Relationship Between Spirituality and Civic Action
In the research, we asked people about the ways they engage with others, in their community, and in politics. These actions ranged from informal prosocial behaviors such as getting to know their neighbors; to community behaviors such as engagement in local events; to civic actions such as volunteering; to political actions such as reaching out to a public official or voting.
The survey found that people who identify as most spiritual are most likely to engage in all kinds of prosocial, civic, and political activities—and believe those actions are important.
The more strongly a person identifies as spiritual, the more likely they are to believe it is very important to contribute to greater good in the world.
Those who identify as very spiritual are more likely to say all kinds of positive civic actions are very important. They are most likely to say it is important to make a difference in their communities, speak up when others have been wronged, help others in need, and volunteer.
They are more likely to engage with others for the good of their community.
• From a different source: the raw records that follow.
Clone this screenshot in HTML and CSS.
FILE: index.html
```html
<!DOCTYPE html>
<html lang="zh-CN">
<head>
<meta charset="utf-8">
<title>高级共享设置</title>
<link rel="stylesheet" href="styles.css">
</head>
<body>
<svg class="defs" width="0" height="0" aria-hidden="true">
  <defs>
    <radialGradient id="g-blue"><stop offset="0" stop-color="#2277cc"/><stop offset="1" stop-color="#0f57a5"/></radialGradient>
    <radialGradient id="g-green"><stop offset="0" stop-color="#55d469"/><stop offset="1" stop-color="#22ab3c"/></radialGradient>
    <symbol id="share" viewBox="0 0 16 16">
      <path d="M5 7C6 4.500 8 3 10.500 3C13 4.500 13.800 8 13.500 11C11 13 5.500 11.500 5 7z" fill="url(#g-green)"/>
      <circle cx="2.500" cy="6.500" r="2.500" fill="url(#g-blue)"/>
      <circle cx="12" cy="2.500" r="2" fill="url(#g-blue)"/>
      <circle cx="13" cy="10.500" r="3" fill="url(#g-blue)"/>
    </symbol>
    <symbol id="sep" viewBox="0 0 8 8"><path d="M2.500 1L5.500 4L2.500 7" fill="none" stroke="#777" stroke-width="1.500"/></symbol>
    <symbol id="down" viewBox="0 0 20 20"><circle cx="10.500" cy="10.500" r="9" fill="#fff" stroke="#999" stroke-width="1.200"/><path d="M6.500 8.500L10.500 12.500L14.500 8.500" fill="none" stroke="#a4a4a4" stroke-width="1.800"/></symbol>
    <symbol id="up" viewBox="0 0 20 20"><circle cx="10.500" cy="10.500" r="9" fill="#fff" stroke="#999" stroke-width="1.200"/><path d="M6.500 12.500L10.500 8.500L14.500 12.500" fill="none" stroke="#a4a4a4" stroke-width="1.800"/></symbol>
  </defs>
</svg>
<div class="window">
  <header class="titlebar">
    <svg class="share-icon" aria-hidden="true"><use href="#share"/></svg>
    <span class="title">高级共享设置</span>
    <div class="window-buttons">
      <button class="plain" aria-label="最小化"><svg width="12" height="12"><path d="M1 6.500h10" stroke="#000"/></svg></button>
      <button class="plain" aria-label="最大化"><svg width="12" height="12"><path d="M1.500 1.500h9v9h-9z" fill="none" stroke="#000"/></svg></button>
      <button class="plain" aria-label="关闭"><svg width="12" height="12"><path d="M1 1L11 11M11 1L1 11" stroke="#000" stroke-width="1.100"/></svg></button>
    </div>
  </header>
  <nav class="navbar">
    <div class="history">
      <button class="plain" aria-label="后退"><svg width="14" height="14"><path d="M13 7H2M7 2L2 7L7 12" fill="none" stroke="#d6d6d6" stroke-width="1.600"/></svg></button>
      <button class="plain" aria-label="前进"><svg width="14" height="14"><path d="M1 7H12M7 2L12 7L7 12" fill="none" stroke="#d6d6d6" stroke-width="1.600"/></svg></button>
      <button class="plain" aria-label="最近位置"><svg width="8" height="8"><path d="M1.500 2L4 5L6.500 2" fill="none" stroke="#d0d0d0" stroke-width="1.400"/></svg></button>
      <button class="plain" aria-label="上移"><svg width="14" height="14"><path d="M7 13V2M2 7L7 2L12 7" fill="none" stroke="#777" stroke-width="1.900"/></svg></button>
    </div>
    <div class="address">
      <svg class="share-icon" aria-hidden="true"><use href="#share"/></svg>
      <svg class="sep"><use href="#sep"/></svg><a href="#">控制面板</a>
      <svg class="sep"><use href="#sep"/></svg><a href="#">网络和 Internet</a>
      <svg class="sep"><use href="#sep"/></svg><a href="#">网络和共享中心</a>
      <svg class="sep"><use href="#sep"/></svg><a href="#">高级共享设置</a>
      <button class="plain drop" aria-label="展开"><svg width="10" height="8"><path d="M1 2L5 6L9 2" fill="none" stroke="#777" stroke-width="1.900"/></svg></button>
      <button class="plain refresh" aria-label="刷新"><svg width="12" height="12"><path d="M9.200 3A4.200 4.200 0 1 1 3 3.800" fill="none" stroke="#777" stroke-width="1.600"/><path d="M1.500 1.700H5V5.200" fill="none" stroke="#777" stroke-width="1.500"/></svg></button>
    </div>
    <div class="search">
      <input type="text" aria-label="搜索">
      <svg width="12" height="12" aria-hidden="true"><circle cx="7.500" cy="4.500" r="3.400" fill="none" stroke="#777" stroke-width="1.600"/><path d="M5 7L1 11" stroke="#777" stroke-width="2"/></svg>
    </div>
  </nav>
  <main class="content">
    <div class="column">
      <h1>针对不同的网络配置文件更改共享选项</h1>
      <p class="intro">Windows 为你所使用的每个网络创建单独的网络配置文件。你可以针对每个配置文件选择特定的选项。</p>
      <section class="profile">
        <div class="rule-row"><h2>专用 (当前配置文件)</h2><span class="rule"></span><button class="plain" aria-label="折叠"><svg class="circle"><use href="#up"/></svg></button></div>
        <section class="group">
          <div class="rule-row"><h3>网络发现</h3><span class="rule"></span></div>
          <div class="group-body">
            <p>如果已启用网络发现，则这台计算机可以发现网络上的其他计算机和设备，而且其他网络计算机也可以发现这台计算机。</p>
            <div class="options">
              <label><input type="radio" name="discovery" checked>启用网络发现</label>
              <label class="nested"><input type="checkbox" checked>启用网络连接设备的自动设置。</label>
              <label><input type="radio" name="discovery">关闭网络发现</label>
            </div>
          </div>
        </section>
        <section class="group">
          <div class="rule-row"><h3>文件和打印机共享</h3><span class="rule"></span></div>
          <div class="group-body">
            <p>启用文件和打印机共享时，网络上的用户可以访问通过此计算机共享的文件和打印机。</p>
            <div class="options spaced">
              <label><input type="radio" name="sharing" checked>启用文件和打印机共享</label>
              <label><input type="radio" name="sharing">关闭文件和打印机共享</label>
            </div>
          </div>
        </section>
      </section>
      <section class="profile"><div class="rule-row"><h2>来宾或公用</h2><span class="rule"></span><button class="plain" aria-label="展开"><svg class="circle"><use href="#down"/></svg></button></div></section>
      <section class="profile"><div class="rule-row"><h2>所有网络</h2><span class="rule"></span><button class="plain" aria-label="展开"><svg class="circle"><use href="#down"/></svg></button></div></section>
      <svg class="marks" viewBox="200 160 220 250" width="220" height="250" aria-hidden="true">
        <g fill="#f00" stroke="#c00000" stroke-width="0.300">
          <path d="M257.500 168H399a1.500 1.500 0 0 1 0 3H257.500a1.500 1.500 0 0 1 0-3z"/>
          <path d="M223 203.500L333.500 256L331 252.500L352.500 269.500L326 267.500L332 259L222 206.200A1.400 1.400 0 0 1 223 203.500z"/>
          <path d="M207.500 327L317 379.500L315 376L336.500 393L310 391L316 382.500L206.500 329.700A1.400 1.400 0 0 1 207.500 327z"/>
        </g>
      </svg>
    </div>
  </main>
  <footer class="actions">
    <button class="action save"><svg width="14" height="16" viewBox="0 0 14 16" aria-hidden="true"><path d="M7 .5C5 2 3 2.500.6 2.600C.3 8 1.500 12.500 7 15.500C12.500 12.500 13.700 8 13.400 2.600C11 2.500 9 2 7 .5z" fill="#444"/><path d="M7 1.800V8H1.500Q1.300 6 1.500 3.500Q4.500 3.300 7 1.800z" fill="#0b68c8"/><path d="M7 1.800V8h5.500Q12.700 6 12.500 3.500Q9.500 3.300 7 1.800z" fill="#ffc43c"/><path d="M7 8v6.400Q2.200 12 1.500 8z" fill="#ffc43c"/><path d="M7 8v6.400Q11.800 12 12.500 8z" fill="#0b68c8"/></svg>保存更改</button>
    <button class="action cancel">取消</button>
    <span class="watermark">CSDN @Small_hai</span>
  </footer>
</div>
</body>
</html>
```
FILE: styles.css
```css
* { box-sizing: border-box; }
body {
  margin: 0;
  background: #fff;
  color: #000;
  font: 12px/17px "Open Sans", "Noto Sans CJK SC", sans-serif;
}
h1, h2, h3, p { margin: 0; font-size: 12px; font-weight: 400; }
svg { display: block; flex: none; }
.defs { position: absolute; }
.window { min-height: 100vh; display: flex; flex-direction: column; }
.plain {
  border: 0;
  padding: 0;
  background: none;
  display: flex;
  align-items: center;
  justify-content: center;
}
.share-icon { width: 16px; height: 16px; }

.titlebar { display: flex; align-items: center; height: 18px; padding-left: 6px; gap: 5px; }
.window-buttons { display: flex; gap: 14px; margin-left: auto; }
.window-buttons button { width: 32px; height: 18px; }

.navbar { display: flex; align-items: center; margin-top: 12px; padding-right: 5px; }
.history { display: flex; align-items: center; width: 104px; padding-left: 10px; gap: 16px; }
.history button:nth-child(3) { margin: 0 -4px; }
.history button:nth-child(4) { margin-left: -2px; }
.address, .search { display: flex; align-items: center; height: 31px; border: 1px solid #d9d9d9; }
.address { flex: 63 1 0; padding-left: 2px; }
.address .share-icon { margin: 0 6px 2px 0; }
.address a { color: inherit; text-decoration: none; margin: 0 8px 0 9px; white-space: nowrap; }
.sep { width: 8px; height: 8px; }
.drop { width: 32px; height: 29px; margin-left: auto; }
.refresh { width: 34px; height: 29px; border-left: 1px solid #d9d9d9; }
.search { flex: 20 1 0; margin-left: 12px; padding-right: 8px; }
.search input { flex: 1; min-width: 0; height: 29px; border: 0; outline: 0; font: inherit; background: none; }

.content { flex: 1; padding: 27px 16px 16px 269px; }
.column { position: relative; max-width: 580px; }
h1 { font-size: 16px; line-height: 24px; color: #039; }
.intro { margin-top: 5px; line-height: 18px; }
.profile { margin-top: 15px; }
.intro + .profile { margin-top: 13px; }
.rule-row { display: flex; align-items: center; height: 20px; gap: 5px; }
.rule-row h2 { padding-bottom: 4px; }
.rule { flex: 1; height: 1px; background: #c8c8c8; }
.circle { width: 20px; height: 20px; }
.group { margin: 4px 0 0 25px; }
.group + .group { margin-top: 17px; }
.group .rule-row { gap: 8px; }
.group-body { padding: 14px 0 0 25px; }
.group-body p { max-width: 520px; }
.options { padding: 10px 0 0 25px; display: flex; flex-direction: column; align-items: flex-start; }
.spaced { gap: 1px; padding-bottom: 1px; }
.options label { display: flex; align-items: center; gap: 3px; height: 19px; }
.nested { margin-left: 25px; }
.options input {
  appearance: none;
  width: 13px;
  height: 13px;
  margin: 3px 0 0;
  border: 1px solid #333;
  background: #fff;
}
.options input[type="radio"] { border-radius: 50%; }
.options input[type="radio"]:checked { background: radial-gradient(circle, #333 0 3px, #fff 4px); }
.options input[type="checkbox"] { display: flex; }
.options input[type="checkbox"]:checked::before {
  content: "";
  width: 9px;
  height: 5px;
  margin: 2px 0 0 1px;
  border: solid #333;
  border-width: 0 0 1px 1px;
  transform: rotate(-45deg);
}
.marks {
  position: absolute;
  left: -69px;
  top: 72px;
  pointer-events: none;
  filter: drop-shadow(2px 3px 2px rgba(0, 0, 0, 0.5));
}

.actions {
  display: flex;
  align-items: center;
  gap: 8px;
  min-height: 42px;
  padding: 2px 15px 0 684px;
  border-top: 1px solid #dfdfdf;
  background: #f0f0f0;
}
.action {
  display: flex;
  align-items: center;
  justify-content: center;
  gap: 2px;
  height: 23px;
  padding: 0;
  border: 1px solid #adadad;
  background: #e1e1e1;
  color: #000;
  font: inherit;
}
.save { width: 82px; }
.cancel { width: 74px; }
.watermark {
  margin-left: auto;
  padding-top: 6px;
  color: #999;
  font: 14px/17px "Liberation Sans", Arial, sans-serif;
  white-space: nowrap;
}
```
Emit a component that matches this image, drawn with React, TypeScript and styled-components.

Those who identify as very spiritual are most likely to say they make an effort to know their neighbors, interact with strangers, attend community events, volunteer, and donate to issues they care about.
People who identify as most spiritual are more likely to get involved in politics and vote.
People who identify as most spiritual are also most likely to say they have reached out to a government official, attended a meeting about a political concern, or signed a petition in the last 12 months. They are also most likely to say they always vote.